The cattle cycle is dead. Long live the cattle cycle.

“For many years, cattle producers experienced a somewhat predictable cattle cycle approximately 10 years in length,” says Tim Petry, Extension livestock economist at North Dakota State University. “However, during the last 15 years, an abnormal number of outside events have caused the cycle to be less predictable and left producers wondering if the cattle cycle is relevant for planning purposes. The likely answer to that is yes, with particular emphasis on the next several years.”

In fact, it’s been easy to ignore the cycle, given the seemingly endless liquidation phase of the recent one (2004-2014) and the flea-flat nature of the past couple.

So far, though, the early end of this new cattle cycle appears to be aggressive.

Glynn Tonsor, agricultural economist at Kansas State University (KSU) explained at the recent KSU Beef Stocker Field Day that along with 1992, heifers retained for breeding, as a percentage of the breeding herd July 1, this year and last were the most since 1974.

“History says when we expand the herd, we tend to do it for three to five years before we hit the peak of the cycle and start coming back down,” Tonsor explains.

“Prices for all market classes of cattle were record-high in 2014 and likely reached the cyclical high for this cattle cycle,” says Petry in his recent Spotlight on Economics: The Cattle Cycle Revisited. “Prices were bolstered by the historical short cattle and beef supply, coupled with beef herd building that caused more heifers to be kept for breeding purposes, and the low beef cow harvest. Furthermore, lower-than-expected pork and chicken production and strong export demand for beef and byproducts aided the record high cyclical peak in prices.”

Notwithstanding the recent and brutal price slide stemming from a market front-loaded with over-fed cattle, Petry explains, “A number of headwinds have developed in 2015 that could cause cattle prices to decline cyclically for the next several years.”

One factor is the expectation for increased beef production in tandem with the record total red meat and chicken production forecast by USDA for this year and next.

“Another key driver behind calf and yearling prices in recent years has been declining feed costs, a trend that largely has run its course,” Petry says. “Generally good moisture conditions should cause continued herd rebuilding but also will be the wild card for how much and where the herd will increase.”

With the cycle in mind, Petry points out, “During the increasing phase of the cattle price cycle, pre-pricing tools in risk management strategies for cattle to be sold in the future may be less effective.
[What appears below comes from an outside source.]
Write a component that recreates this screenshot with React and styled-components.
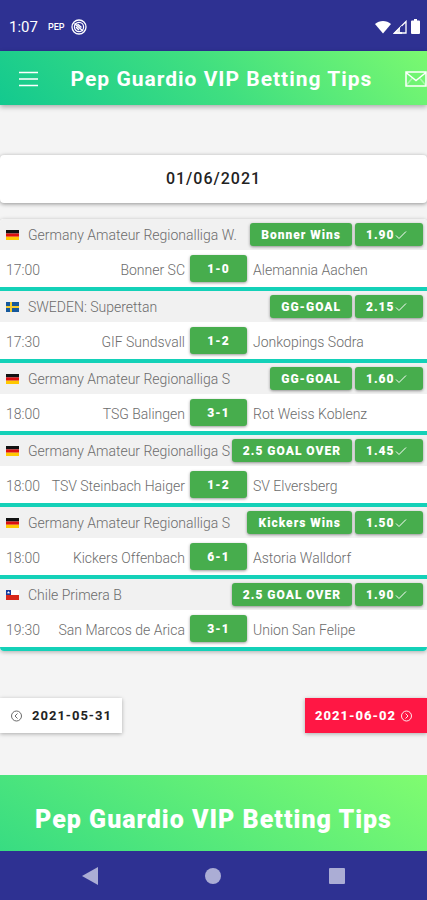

That has been the case the last several years, especially for producers selling calves and yearlings.

“But during the decreasing phase of the price cycle, those strategies tend to work better. Of course, seasonal price patterns are very important in developing marketing plans. And the worldwide market environment that the entire livestock industry now operates in likely will continue to cause more price volatility than in past cycles.”